Or maybe it just rolls into a lake

Lisa discovers the amazing hygienic propensities of Minneapolis:

We decided if you played Highway Bingo on Minneapolis’s streets and highways, you couldn’t include discard items of any kind. There were none. I mean none. I told Andy, if we saw a piece of trash we’d have to pull over so I could photograph it, as it would be the only piece of trash existent on Minneapolis highways. It’s not that California highways are littered. They are actually pretty clean.

But you usually see the Sheriff’s Work Program crews out there in their orange jumpsuits. Or you see the orange plastic bags full of trash neatly stacked and waiting for pick up. In Minneapolis, there was no evidence whatsoever to indicate that there had EVER been any trash. This leads to only these conclusions:

1. All trash is magically picked up at night by invisible crews of Keebler Elves and hobbits.

2. There is no packaging in Minnesota, therefore no trash.

3. There is a force-field in Minnesota that automatically locks car windows in the closed position so they can’t be opened to dispose of trash.

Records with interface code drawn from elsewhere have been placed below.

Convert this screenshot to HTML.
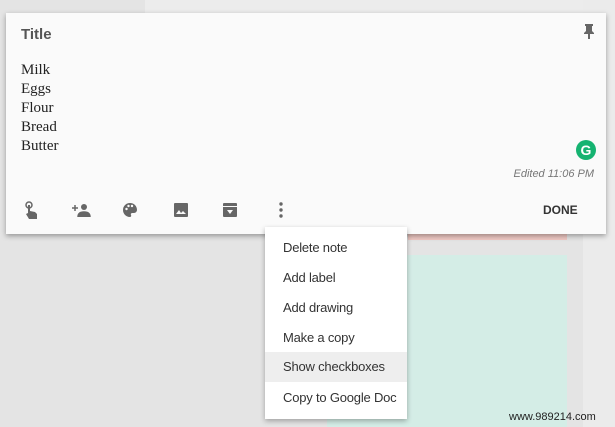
<!DOCTYPE html>
<html><head><style>
body{margin:0;width:615px;height:427px;background:#e4e4e4;position:relative;overflow:hidden;font-family:"Liberation Sans",sans-serif}
.abs{position:absolute}
.card{left:6px;top:13px;width:600px;height:221px;background:#fafafa;box-shadow:0 2px 5px rgba(0,0,0,.35)}
.menu{left:265px;top:227px;width:142px;height:192px;background:#fff;box-shadow:0 2px 5px rgba(0,0,0,.3)}
.mi{position:absolute;left:0;width:142px;height:30px;line-height:30px;padding-left:18px;box-sizing:border-box;font-size:13px;color:#333;letter-spacing:-0.2px}
.body{font-family:"Liberation Serif",serif;font-size:15px;color:#222;line-height:19px}
</style></head><body>
<div class="abs" style="left:145px;top:0;width:470px;height:14px;background:#ececec"></div>
<div class="abs" style="left:583px;top:0;width:32px;height:427px;background:#ebebeb"></div>
<div class="abs" style="left:408px;top:226px;width:159px;height:14px;background:#efc9c3"></div>
<div class="abs" style="left:327px;top:255px;width:240px;height:172px;background:#d4ede6"></div>
<div class="abs card">
 <div class="abs" style="left:15px;top:13px;font-size:15px;font-weight:bold;color:#555">Title</div>
 <svg class="abs" style="left:577px;top:10px" width="12" height="16" viewBox="0 0 12 16"><path d="M2 1h8v2H9v5l2 2v1H7v5H5v-5H1v-1l2-2V3H2z" fill="#666"/></svg>
 <div class="abs body" style="left:15px;top:48px">Milk<br>Eggs<br>Flour<br>Bread<br>Butter</div>
 <div class="abs" style="left:570px;top:127px;width:20px;height:20px;border-radius:50%;background:#15b371;color:#fff;font-weight:bold;font-size:14px;text-align:center;line-height:20px">G</div>
 <div class="abs" style="right:12px;top:155px;font-size:11px;font-style:italic;color:#777">Edited 11:06 PM</div>
 <svg class="abs" style="left:18px;top:188px" width="16" height="18" viewBox="0 0 16 18"><circle cx="5" cy="4" r="3" fill="none" stroke="#666" stroke-width="1.5"/><path d="M4 4h2v6l5 1 2 2v5H5l-3-5 2-1z" fill="#666"/></svg>
 <svg class="abs" style="left:65px;top:190px" width="20" height="14" viewBox="0 0 20 14"><circle cx="13" cy="4" r="3" fill="#666"/><path d="M7 14c0-4 3-5 6-5s6 1 6 5z M1 5h6 M4 2v6" fill="#666" stroke="#666" stroke-width="1.5"/></svg>
 <svg class="abs" style="left:116px;top:189px" width="16" height="16" viewBox="0 0 16 16"><path d="M8 1a7 7 0 0 0 0 14c1 0 1.5-1 1-2s0-2 1.5-2H12a3 3 0 0 0 3-3c0-4-3-7-7-7z" fill="#666"/><circle cx="4.5" cy="7" r="1.2" fill="#fafafa"/><circle cx="6.5" cy="4" r="1.2" fill="#fafafa"/><circle cx="10" cy="4" r="1.2" fill="#fafafa"/></svg>
 <svg class="abs" style="left:168px;top:190px" width="14" height="14" viewBox="0 0 14 14"><rect width="14" height="14" rx="1" fill="#666"/><path d="M2 11l3-4 2 3 2-2 3 3z" fill="#fafafa"/></svg>
 <svg class="abs" style="left:217px;top:190px" width="14" height="14" viewBox="0 0 14 14"><rect width="14" height="14" rx="1" fill="#666"/><rect x="0" y="3" width="14" height="1" fill="#fafafa"/><path d="M4 7h6l-3 4z" fill="#fafafa"/></svg>
 <svg class="abs" style="left:273px;top:189px" width="4" height="16" viewBox="0 0 4 16"><circle cx="2" cy="2" r="1.7" fill="#666"/><circle cx="2" cy="8" r="1.7" fill="#666"/><circle cx="2" cy="14" r="1.7" fill="#666"/></svg>
 <div class="abs" style="left:537px;top:190px;font-size:12px;font-weight:bold;color:#333">DONE</div>
</div>
<div class="abs menu">
 <div class="mi" style="top:6px">Delete note</div>
 <div class="mi" style="top:36px">Add label</div>
 <div class="mi" style="top:66px">Add drawing</div>
 <div class="mi" style="top:96px">Make a copy</div>
 <div class="mi" style="top:125px;background:#eee">Show checkboxes</div>
 <div class="mi" style="top:156px">Copy to Google Doc</div>
</div>
<div class="abs" style="left:509px;top:411px;font-size:11px;color:#222">www.989214.com</div>
</body></html>
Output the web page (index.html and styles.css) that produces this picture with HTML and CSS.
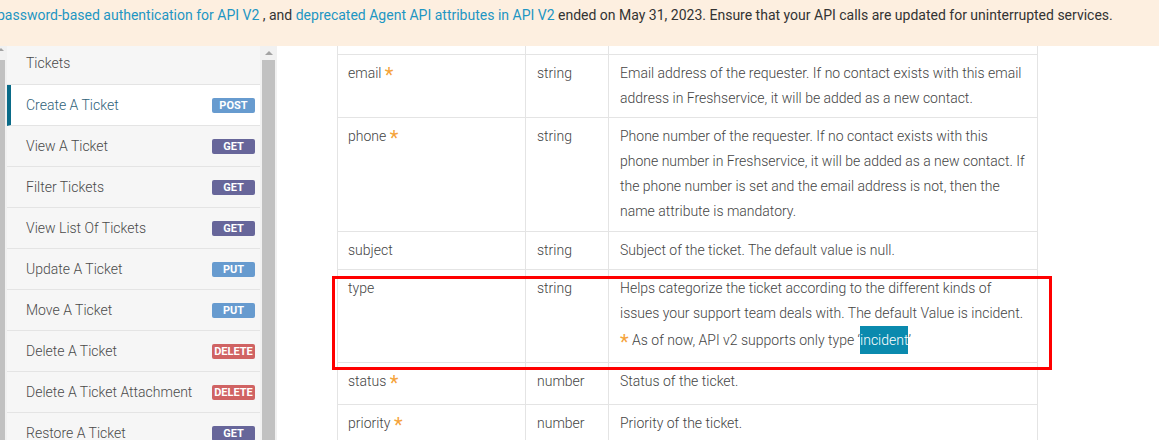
FILE: index.html
```html
<!DOCTYPE html>
<html>
<head>
<meta charset="utf-8">
<link rel="stylesheet" href="styles.css">
</head>
<body>
<div class="banner"><p class="banner-text"><a class="link">password-based authentication for API V2</a> , and <a class="link">deprecated Agent API attributes in API V2</a> ended on May 31, 2023. Ensure that your API calls are updated for uninterrupted services.</p></div>
<div class="layout">
  <div class="outer-scroll">
    <div class="arrow-left"></div>
    <div class="thumb-left"></div>
  </div>
  <nav class="sidebar">
    <div class="item item-head">Tickets</div>
    <div class="item active"><span>Create A Ticket</span><span class="badge post">POST</span></div>
    <div class="item"><span>View A Ticket</span><span class="badge get">GET</span></div>
    <div class="item"><span>Filter Tickets</span><span class="badge get">GET</span></div>
    <div class="item"><span>View List Of Tickets</span><span class="badge get">GET</span></div>
    <div class="item"><span>Update A Ticket</span><span class="badge put">PUT</span></div>
    <div class="item"><span>Move A Ticket</span><span class="badge put">PUT</span></div>
    <div class="item"><span>Delete A Ticket</span><span class="badge del">DELETE</span></div>
    <div class="item"><span>Delete A Ticket Attachment</span><span class="badge del">DELETE</span></div>
    <div class="item"><span>Restore A Ticket</span><span class="badge get">GET</span></div>
  </nav>
  <div class="side-scroll">
    <div class="arrow-up"></div>
    <div class="thumb"></div>
  </div>
  <main class="main">
    <table class="attrs">
      <colgroup><col class="c1"><col class="c2"><col class="c3"></colgroup>
      <tr class="spacer"><td></td><td></td><td></td></tr>
      <tr><td>email <span class="req">*</span></td><td>string</td><td>Email address of the requester. If no contact exists with this email address in Freshservice, it will be added as a new contact.</td></tr>
      <tr><td>phone <span class="req">*</span></td><td>string</td><td class="tall">Phone number of the requester. If no contact exists with this phone number in Freshservice, it will be added as a new contact. If the phone number is set and the email address is not, then the name attribute is mandatory.</td></tr>
      <tr><td>subject</td><td>string</td><td>Subject of the ticket. The default value is null.</td></tr>
      <tr><td>type</td><td>string</td><td>Helps categorize the ticket according to the different kinds of issues your support team deals with. The default Value is incident.<div class="note"><span class="star">*</span> As of now, API v2 supports only type ‘<span class="hl">incident</span>’</div></td></tr>
      <tr><td>status <span class="req">*</span></td><td>number</td><td>Status of the ticket.</td></tr>
      <tr><td>priority <span class="req">*</span></td><td>number</td><td>Priority of the ticket.</td></tr>
    </table>
    <div class="redbox"></div>
  </main>
</div>
</body>
</html>
```

FILE: styles.css
```css
* { box-sizing: border-box; }
html, body { margin: 0; padding: 0; height: 440px; overflow: hidden; background: #fff; }
body { font-family: Roboto, "Liberation Sans", sans-serif; font-size: 14px; color: #555; }

.banner { height: 46px; background: #fdefe0; overflow: hidden; }
.banner-text { margin: 0 0 0 -3px; padding-top: 5px; line-height: 20px; color: #333; white-space: nowrap; }
.link { color: #1e96c3; text-decoration: none; }

.layout { display: flex; height: 394px; }

.outer-scroll { width: 7px; background: #f1f1f1; flex: none; }
.arrow-left { width: 0; height: 0; border-left: 3px solid transparent; border-right: 3px solid transparent; border-bottom: 3px solid #a3a3a3; margin: 2px 0 0 -2px; }
.thumb-left { width: 5px; height: 380px; background: #c1c1c1; margin-top: 9px; }

.sidebar { width: 253px; flex: none; background: #f6f6f6; overflow: hidden; font-weight: 300; }
.item { display: flex; justify-content: space-between; align-items: center; height: 41px; padding: 0 5px 0 19px; border-bottom: 1px solid #e4e4e4; color: #4a4a4a; }
.item-head { height: 39px; padding-bottom: 5px; }
.item.active { background: #fff; border-left: 4px solid #0a6b88; padding-left: 15px; color: #2f6279; }

.badge { width: 43px; height: 15px; border-radius: 2px; color: #fff; font-size: 11px; font-weight: 700; line-height: 15px; text-align: center; }
.post, .put { background: #679bcf; }
.get { background: #67669a; }
.del { background: #d06363; }

.side-scroll { width: 17px; flex: none; background: #f1f1f1; padding: 0 2px; }
.arrow-up { width: 0; height: 0; margin: 5px auto 0; border-left: 4px solid transparent; border-right: 4px solid transparent; border-bottom: 4px solid #a3a3a3; }
.thumb { height: 390px; margin-top: 5px; background: #c1c1c1; }

.main { flex: 1; position: relative; overflow: hidden; }

.attrs { border-collapse: collapse; width: 700px; margin-left: 60px; table-layout: fixed; font-weight: 300; color: #444; }
.c1 { width: 188px; }
.c2 { width: 83px; }
.c3 { width: 429px; }
.attrs td { border: 1px solid #e4e4e4; padding: 6px 11px; line-height: 25px; vertical-align: top; }
.attrs td:first-child { padding-left: 10px; }
.attrs td.tall { padding-bottom: 7px; }
.attrs .spacer td { border-top: none; height: 8px; padding: 0; line-height: 0; }

.req { display: inline-block; vertical-align: top; color: #f5a33a; font-size: 20px; font-weight: 400; line-height: 29px; }
.note { line-height: 28px; }
.star { color: #f5a33a; font-size: 20px; font-weight: 400; vertical-align: -4px; }
.hl { background: #0a8aae; color: #fff; display: inline-block; line-height: 28px; }

.redbox { position: absolute; left: 55px; top: 230px; width: 720px; height: 94px; border: 3px solid #f00; }
```
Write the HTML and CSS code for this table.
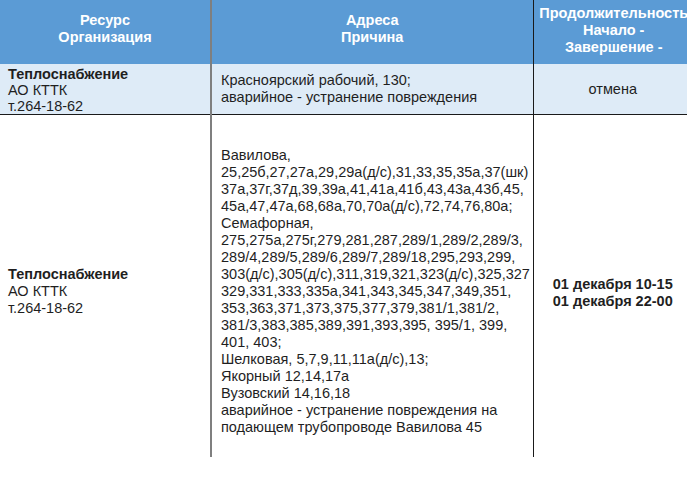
FILE: index.html
```html
<!DOCTYPE html>
<html lang="ru">
<head>
<meta charset="utf-8">
<link rel="stylesheet" href="styles.css">
</head>
<body>
<table class="sched">
  <colgroup>
    <col class="c-res">
    <col class="c-addr">
    <col class="c-dur">
  </colgroup>
  <thead>
    <tr class="head">
      <th class="cell-res">Ресурс<br>Организация</th>
      <th class="cell-addr">Адреса<br>Причина</th>
      <th class="cell-dur">Продолжительность<br>Начало -<br>Завершение -</th>
    </tr>
  </thead>
  <tbody>
    <tr class="row row-alt">
      <td class="cell-res"><b>Теплоснабжение</b><br>АО КТТК<br>т.264-18-62</td>
      <td class="cell-addr">Красноярский рабочий, 130;<br>аварийное - устранение повреждения</td>
      <td class="cell-dur center">отмена</td>
    </tr>
    <tr class="row row-tall">
      <td class="cell-res"><b>Теплоснабжение</b><br>АО КТТК<br>т.264-18-62</td>
      <td class="cell-addr">Вавилова,<br>25,25б,27,27а,29,29а(д/с),31,33,35,35а,37(шк)<br>37а,37г,37д,39,39а,41,41а,41б,43,43а,43б,45,<br>45а,47,47а,68,68а,70,70а(д/с),72,74,76,80а;<br>Семафорная,<br>275,275а,275г,279,281,287,289/1,289/2,289/3,<br>289/4,289/5,289/6,289/7,289/18,295,293,299,<br>303(д/с),305(д/с),311,319,321,323(д/с),325,327<br>329,331,333,335а,341,343,345,347,349,351,<br>353,363,371,373,375,377,379,381/1,381/2,<br>381/3,383,385,389,391,393,395, 395/1, 399,<br>401, 403;<br>Шелковая, 5,7,9,11,11а(д/с),13;<br>Якорный 12,14,17а<br>Вузовский 14,16,18<br>аварийное - устранение повреждения на<br>подающем трубопроводе Вавилова 45</td>
      <td class="cell-dur center bold">01 декабря 10-15<br>01 декабря 22-00</td>
    </tr>
  </tbody>
</table>
</body>
</html>
```

FILE: styles.css
```css
html, body {
  margin: 0;
  padding: 0;
  overflow: hidden;
  background: #ffffff;
}

body {
  font-family: "Liberation Sans", Arial, sans-serif;
  font-size: 14.5px;
  line-height: 17px;
  color: #1f1f1f;
}

.sched {
  border-collapse: collapse;
  table-layout: fixed;
  width: 692px;
}

.c-res { width: 211px; }
.c-addr { width: 322px; }
.c-dur { width: 159px; }

.head th {
  background: #5b9bd5;
  color: #ffffff;
  font-weight: bold;
  text-align: center;
  vertical-align: middle;
  height: 64px;
  padding: 0 0 6px 0;
  box-sizing: border-box;
  line-height: 17px;
}

.head .cell-dur {
  white-space: nowrap;
  padding: 0 0 4px 2px;
}

td {
  vertical-align: middle;
  padding: 0;
}

.cell-res {
  border-right: 2px solid #7f7f7f;
  padding-left: 8px;
}

.head .cell-res {
  padding-left: 0;
}

.cell-addr {
  border-right: 1px solid #1a1a1a;
  padding-left: 9px;
}

.head .cell-addr {
  padding-left: 0;
}

.row-alt {
  background: #deebf7;
  border-bottom: 1px solid #1a1a1a;
}

.row-alt td {
  height: 50px;
  box-sizing: border-box;
}

.row-alt .cell-res {
  line-height: 16px;
  padding-top: 2px;
}

.row-tall td {
  height: 342px;
  box-sizing: border-box;
}

.row-tall .cell-addr {
  padding-top: 12px;
}

.row-tall .cell-res {
  padding-top: 11px;
}

.center {
  text-align: center;
}

.bold {
  font-weight: bold;
  padding-left: 0;
}

.row-tall .bold {
  padding-top: 14px;
}
```
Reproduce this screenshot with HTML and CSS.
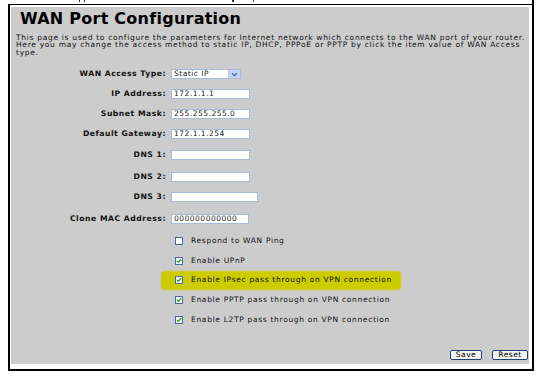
FILE: index.html
```html
<!DOCTYPE html>
<html>
<head>
<meta charset="utf-8">
<title>WAN Port Configuration</title>
<link rel="stylesheet" href="styles.css">
</head>
<body>
<div class="sheet">
  <div class="marks"><i class="mk mk1"></i><i class="mk mk2"></i><i class="mk mk3"></i><i class="mk mk4"></i></div>
  <div class="frame">
    <div class="panel">
      <h1 class="title">WAN Port Configuration</h1>
      <p class="desc">This page is used to configure the parameters for Internet network which connects to the WAN port of your router.<br>Here you may change the access method to static IP, DHCP, PPPoE or PPTP by click the item value of WAN Access<br>type.</p>
      <div class="form">
        <span class="lbl">WAN Access Type:</span>
        <div class="select"><span class="sel-text">Static IP</span><span class="sel-btn"><svg width="7" height="5" viewBox="0 0 7 5"><path d="M1 1.2 L3.5 3.6 L6 1.2" fill="none" stroke="#4d6185" stroke-width="1.2"/></svg></span></div>

        <span class="lbl">IP Address:</span>
        <div class="field w79">172.1.1.1</div>

        <span class="lbl">Subnet Mask:</span>
        <div class="field w79">255.255.255.0</div>

        <span class="lbl">Default Gateway:</span>
        <div class="field w79">172.1.1.254</div>

        <span class="lbl">DNS 1:</span>
        <div class="field w79"></div>

        <span class="lbl">DNS 2:</span>
        <div class="field w79"></div>

        <span class="lbl">DNS 3:</span>
        <div class="field w87"></div>

        <span class="lbl">Clone MAC Address:</span>
        <div class="field w78">000000000000</div>
      </div>

      <div class="checks">
        <div class="crow"><span class="cb"></span><span class="ctext">Respond to WAN Ping</span></div>
        <div class="crow"><span class="cb"><svg class="tick" width="6" height="6" viewBox="0 0 6 6"><path d="M0.8 2.8 L2.4 4.4 L5.2 1.2" fill="none" stroke="#21a121" stroke-width="1.3"/></svg></span><span class="ctext">Enable UPnP</span></div>
        <div class="crow"><div class="hl"><span class="cb"><svg class="tick" width="6" height="6" viewBox="0 0 6 6"><path d="M0.8 2.8 L2.4 4.4 L5.2 1.2" fill="none" stroke="#21a121" stroke-width="1.3"/></svg></span><span class="ctext">Enable IPsec pass through on VPN connection</span></div></div>
        <div class="crow"><span class="cb"><svg class="tick" width="6" height="6" viewBox="0 0 6 6"><path d="M0.8 2.8 L2.4 4.4 L5.2 1.2" fill="none" stroke="#21a121" stroke-width="1.3"/></svg></span><span class="ctext">Enable PPTP pass through on VPN connection</span></div>
        <div class="crow"><span class="cb"><svg class="tick" width="6" height="6" viewBox="0 0 6 6"><path d="M0.8 2.8 L2.4 4.4 L5.2 1.2" fill="none" stroke="#21a121" stroke-width="1.3"/></svg></span><span class="ctext">Enable L2TP pass through on VPN connection</span></div>
      </div>

      <div class="buttons">
        <span class="btn btn-save">Save</span>
        <span class="btn btn-reset">Reset</span>
      </div>
    </div>
  </div>
</div>
</body>
</html>
```
FILE: styles.css
```css
html, body {
  margin: 0;
  padding: 0;
  background: #ffffff;
}
body {
  font-family: "DejaVu Sans", Verdana, sans-serif;
  color: #000;
}
.sheet {
  margin-left: 8px;
  width: 524px;
  height: 369px;
  border-right: 2px solid #000;
  border-bottom: 2px solid #000;
}
.marks {
  height: 4px;
  display: flex;
  align-items: flex-start;
}
.mk {
  display: block;
  width: 1px;
  height: 2px;
  background: #1a2a6a;
}
.mk1 { margin-left: 71px; }
.mk2 { margin-left: 4px; }
.mk3 { margin-left: 147px; width: 2px; }
.mk4 { margin-left: 19px; background: #d02020; }
.frame {
  border-top: 1px solid #000;
  border-left: 2px solid #000;
  padding: 2px 3px 5px 1px;
}
.panel {
  background: #cccccc;
  height: 357px;
  display: flex;
  flex-direction: column;
}
.title {
  margin: 4px 0 0 9px;
  font-size: 16px;
  line-height: 16.5px;
  font-weight: bold;
  letter-spacing: 0.25px;
}
.desc {
  margin: 6px 0 0 5px;
  font-size: 7.5px;
  line-height: 7.5px;
  letter-spacing: 0.7px;
  color: #111;
}
.form {
  margin-top: 13px;
  display: grid;
  grid-template-columns: 155px auto;
  column-gap: 5px;
  grid-template-rows: 20px 20px 20px 21px 22px 20px 22px 17px;
  align-items: start;
  justify-items: start;
}
.lbl {
  justify-self: end;
  font-size: 7.7px;
  font-weight: bold;
  line-height: 10px;
  letter-spacing: 0.5px;
  white-space: nowrap;
  color: #111;
}
.field {
  box-sizing: border-box;
  height: 10px;
  background: #fff;
  border: 1px solid #a9bcd6;
  font-size: 7.5px;
  line-height: 8px;
  padding: 0 2px;
  color: #222;
  letter-spacing: 0.5px;
}
.w79 { width: 79px; }
.w87 { width: 87px; }
.w78 { width: 78px; }
.select {
  box-sizing: border-box;
  width: 70px;
  height: 10px;
  background: #fff;
  border: 1px solid #a9bcd6;
  display: flex;
  align-items: stretch;
  justify-content: space-between;
}
.sel-text {
  font-size: 7.5px;
  line-height: 8px;
  padding-left: 2px;
  color: #222;
  letter-spacing: 0.5px;
}
.sel-btn {
  width: 11px;
  background: #c4d4f8;
  border-left: 1px solid #b7c8ee;
  display: flex;
  align-items: center;
  justify-content: center;
}
.checks {
  display: flex;
  flex-direction: column;
}
.crow {
  height: 19.75px;
  display: flex;
  align-items: center;
  padding-left: 164px;
}
.cb {
  box-sizing: border-box;
  width: 8px;
  height: 8px;
  background: #fff;
  border: 1px solid #4a6a9c;
  display: flex;
  align-items: center;
  justify-content: center;
  flex: none;
}
.ctext {
  margin-left: 8px;
  font-size: 7.5px;
  line-height: 10px;
  letter-spacing: 0.68px;
  white-space: nowrap;
  color: #111;
}
.hl {
  margin-left: -13px;
  padding-left: 13px;
  width: 225px;
  height: 17px;
  display: flex;
  align-items: center;
  background: #cccc00;
  border-radius: 3px;
  box-shadow: 0 0 2px 1px #cccc00;
}
.buttons {
  margin-top: 20px;
  display: flex;
  justify-content: flex-end;
  gap: 10px;
  padding-right: 1px;
}
.btn {
  box-sizing: border-box;
  height: 10px;
  border: 1px solid #1f3f78;
  border-radius: 2px;
  background: #f4f4f0;
  font-size: 7.5px;
  line-height: 8px;
  text-align: center;
  letter-spacing: 0.5px;
}
.btn-save { width: 32px; }
.btn-reset { width: 36px; }
```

I spent a couple of days in Minneapolis, with my children in tow, and we encountered lots of packaging. What’s more, the car windows were all working, despite my out-of-state plates. (You’d figure we, as interlopers, would be targeted by the force field.)

So I figure it’s the hobbits and elves. And this being summertime, the nights are short, so they have to work fast.







10 comments

  1. Brian J. »

    2 July 2009 · 11:33 am

    Wisconsin is also very clean. Both are northern states. Nine and a half months of the year, it’s too cold to roll down the car windows for any reason whatsoever. Of the other two and a half months, two are spent “up north” (aka at the cabin in the woods) and the other is what the locals refer to as “hot,” usually about 80 degrees, where the car air conditioning is on and they don’t want to roll down the windows.

  2. CGHill »

    2 July 2009 · 11:41 am

    So if there’s any roadside debris, it’s from interlopers from out of state. I can believe that.

  3. Lisa Paul »

    2 July 2009 · 12:55 pm

    Well, we were interlopers and we weren’t about to throw out any trash. Minnesota has a “conceal and carry law”. People were packing heat at public parks and swing dance venues. Who knows what they’d do to out-of-state litterers. Especially those in rental cars with Georgia plates.

  4. Jeffro »

    2 July 2009 · 2:34 pm

    Yep, we can pack heat in Kansas too. If there is anything that would set us off, it’s out of staters littering. It’s like Dodge City all over again. The litter isn’t packaging, it’s ventilated tourists and shell casings.

  5. Closet Atheist »

    2 July 2009 · 4:07 pm

    We have CCW and still the dipsticks (local and turistas) throw stuff out of windows, like lit cigarettes during a Burn Ban.

  6. McGehee »

    2 July 2009 · 7:40 pm

    Georgia, too, has CCW — but perhaps we’re more tolerant of litterers because it means we get to see our state prisoners doing something worthwhile now and then.

  7. fillyjonk »

    3 July 2009 · 7:55 am

    Around here, I think some of the trash comes from people who put it in the open backs of their pickups and then are AMAZED when they reach their destination and find that the trash has “magically” disappeared.

    I have seen the fluid-physics of laminar air flow interacting with empty Sonic drink cups in the back of pickups on several occasions. Every time I was tempted to pick up the trash, chase after the person, stop them, and go, “Hey, you dropped this.”

    We have an enormous litter problem in my town.

  8. Lisa Paul »

    3 July 2009 · 8:02 am

    McGehee,

    I, too, take odd comfort in seeing the orange jumpsuited teams from the SF Sheriff’s Work Program. Although it would be more satisfying, in a purely cinematic way, if they were in chains. And chanting. And guarded by a fat guy yelling, “What we have here is a failure to communicated.”

  9. McGehee »

    3 July 2009 · 3:21 pm

    And guarded by a fat guy yelling, “What we have here is a failure to communicated.”

    I applied. They weren’t hiring.

  10. Lisa paul »

    3 July 2009 · 3:39 pm

    George Kennedy already snagged the job.